「この映画が批判されている、私的見解について」スオミの話をしよう komagire23さんの映画レビュー(感想・評価)
この映画が批判されている、私的見解について
(完全ネタバレなので必ず鑑賞後にお読み下さい!)
9月は気になる映画が多く、今作は優先順位が低くて観に行く予定ではなかったのですが、あまりに周りで批判されているのでその理由が知りたくなって(失礼な動機で恐縮ですが)観て来ました。
すると、おそらく今作の三谷幸喜 監督のやりたかった事と、観客が観たかった事の、決定的なズレが、今回の批判を呼んでいると思われました。
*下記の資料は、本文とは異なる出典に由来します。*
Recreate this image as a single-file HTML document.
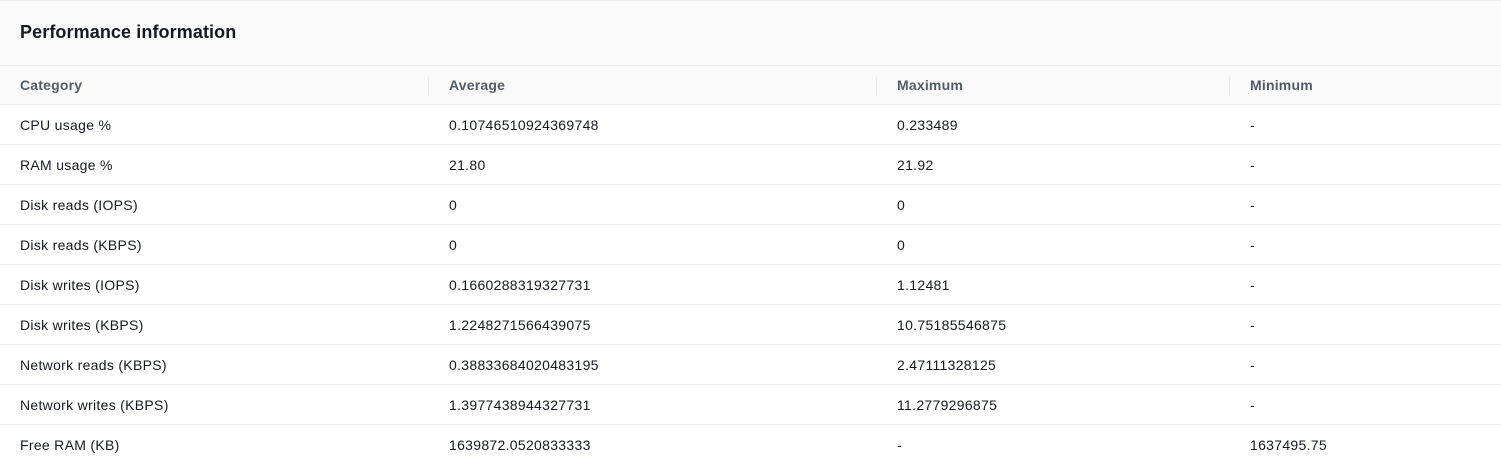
<!DOCTYPE html>
<html><head><style>
body{margin:0;width:1501px;height:460px;overflow:hidden;background:#fff;font-family:"Liberation Sans",Arial,sans-serif;color:#16191f}
.top{position:absolute;left:0;top:0;width:1501px;height:66px;background:#fafafa;border-top:1px solid #eaeded;border-bottom:1px solid #eaeded;box-sizing:border-box}
.title{position:absolute;left:20px;top:21px;font-size:18px;font-weight:bold;letter-spacing:0.1px}
.row{position:absolute;left:0;width:1501px;height:40px;border-bottom:1px solid #eaeded;box-sizing:border-box;font-size:14px;letter-spacing:0.3px}
.row span{position:absolute;top:12px}
.hd{background:#fafafa;color:#545b64;font-weight:bold;height:39px;letter-spacing:0.2px}
.div{position:absolute;top:10px;width:1px;height:20px;background:#eaeded}
</style></head><body>
<div class="top"><div class="title">Performance information</div></div>
<div class="row hd" style="top:66px"><span style="left:20px;top:11px">Category</span><div class="div" style="left:428px"></div><span style="left:449px;top:11px">Average</span><div class="div" style="left:876px"></div><span style="left:897px;top:11px">Maximum</span><div class="div" style="left:1229px"></div><span style="left:1250px;top:11px">Minimum</span></div>
<div class="row" style="top:105px"><span style="left:20px">CPU usage %</span><span style="left:449px">0.10746510924369748</span><span style="left:897px">0.233489</span><span style="left:1250px">-</span></div>
<div class="row" style="top:145px"><span style="left:20px">RAM usage %</span><span style="left:449px">21.80</span><span style="left:897px">21.92</span><span style="left:1250px">-</span></div>
<div class="row" style="top:185px"><span style="left:20px">Disk reads (IOPS)</span><span style="left:449px">0</span><span style="left:897px">0</span><span style="left:1250px">-</span></div>
<div class="row" style="top:225px"><span style="left:20px">Disk reads (KBPS)</span><span style="left:449px">0</span><span style="left:897px">0</span><span style="left:1250px">-</span></div>
<div class="row" style="top:265px"><span style="left:20px">Disk writes (IOPS)</span><span style="left:449px">0.1660288319327731</span><span style="left:897px">1.12481</span><span style="left:1250px">-</span></div>
<div class="row" style="top:305px"><span style="left:20px">Disk writes (KBPS)</span><span style="left:449px">1.2248271566439075</span><span style="left:897px">10.75185546875</span><span style="left:1250px">-</span></div>
<div class="row" style="top:345px"><span style="left:20px">Network reads (KBPS)</span><span style="left:449px">0.38833684020483195</span><span style="left:897px">2.47111328125</span><span style="left:1250px">-</span></div>
<div class="row" style="top:385px"><span style="left:20px">Network writes (KBPS)</span><span style="left:449px">1.3977438944327731</span><span style="left:897px">11.2779296875</span><span style="left:1250px">-</span></div>
<div class="row" style="top:425px;border:none"><span style="left:20px">Free RAM (KB)</span><span style="left:449px">1639872.0520833333</span><span style="left:897px">-</span><span style="left:1250px">1637495.75</span></div>
</body></html>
三谷幸喜 監督が今作でやりたかった事は、(おそらく)長澤まさみさんがスオミを演じる事を通して、様々なキャラクターを演じ分けるのを見たかった、のだと思われます。
ところが、(おそらく)多くの映画の観客は、元や今の夫(男性)に対してそれぞれバラバラの性格であるスオミが、なぜこんな言動を続けているのか?‥その理由であるスオミの深い内面を知りたいと、映画を観続けていたと思われます。
この、それぞれの夫の前でバラバラの性格であるスオミを面白がっている監督と、一体このバラバラな性格のスオミの意図は何なのだ?と、スオミの人間性の裏の真相を深く探って観ている観客との、決定的な溝が、多くの観客にとって今作への批判につながっているように感じました。
さすがに三谷幸喜 監督も脚本の執筆時点では、スオミに限らず、それぞれの登場人物の内面造形を深く考えて執筆していたと思われます。
ところが、今回の映画撮影の現場で、三谷幸喜 監督はそれぞれの登場人物の深い内面にその都度、立ち返ることが疎かになってしまい、現場のノリで軽い表層的な演出に終始してしまったのではないでしょうか?
仮に舞台であれば、その登場人物よりも演じ手の俳優が前面に出てきた方が面白くなる場面はあろうかと思われます。
特に今回はコメディーだったので、舞台であればそれは許されたようには思われます。
ただ、(舞台と違って)カメラワークやカットの積み重ねでそれぞれの人物にフォーカス出来る映画作品において、それぞれの深い人物内面から遊離した演出は、映画の世界をぶち壊す作用しか働かないように思われました。
今後もこのような演出を続けるのであれば、三谷幸喜さんは舞台以外は脚本に集中した方が良いのではないかと、最近の傑作ドラマ「鎌倉殿の13人」などを思い出しながら、僭越ながら思われていました。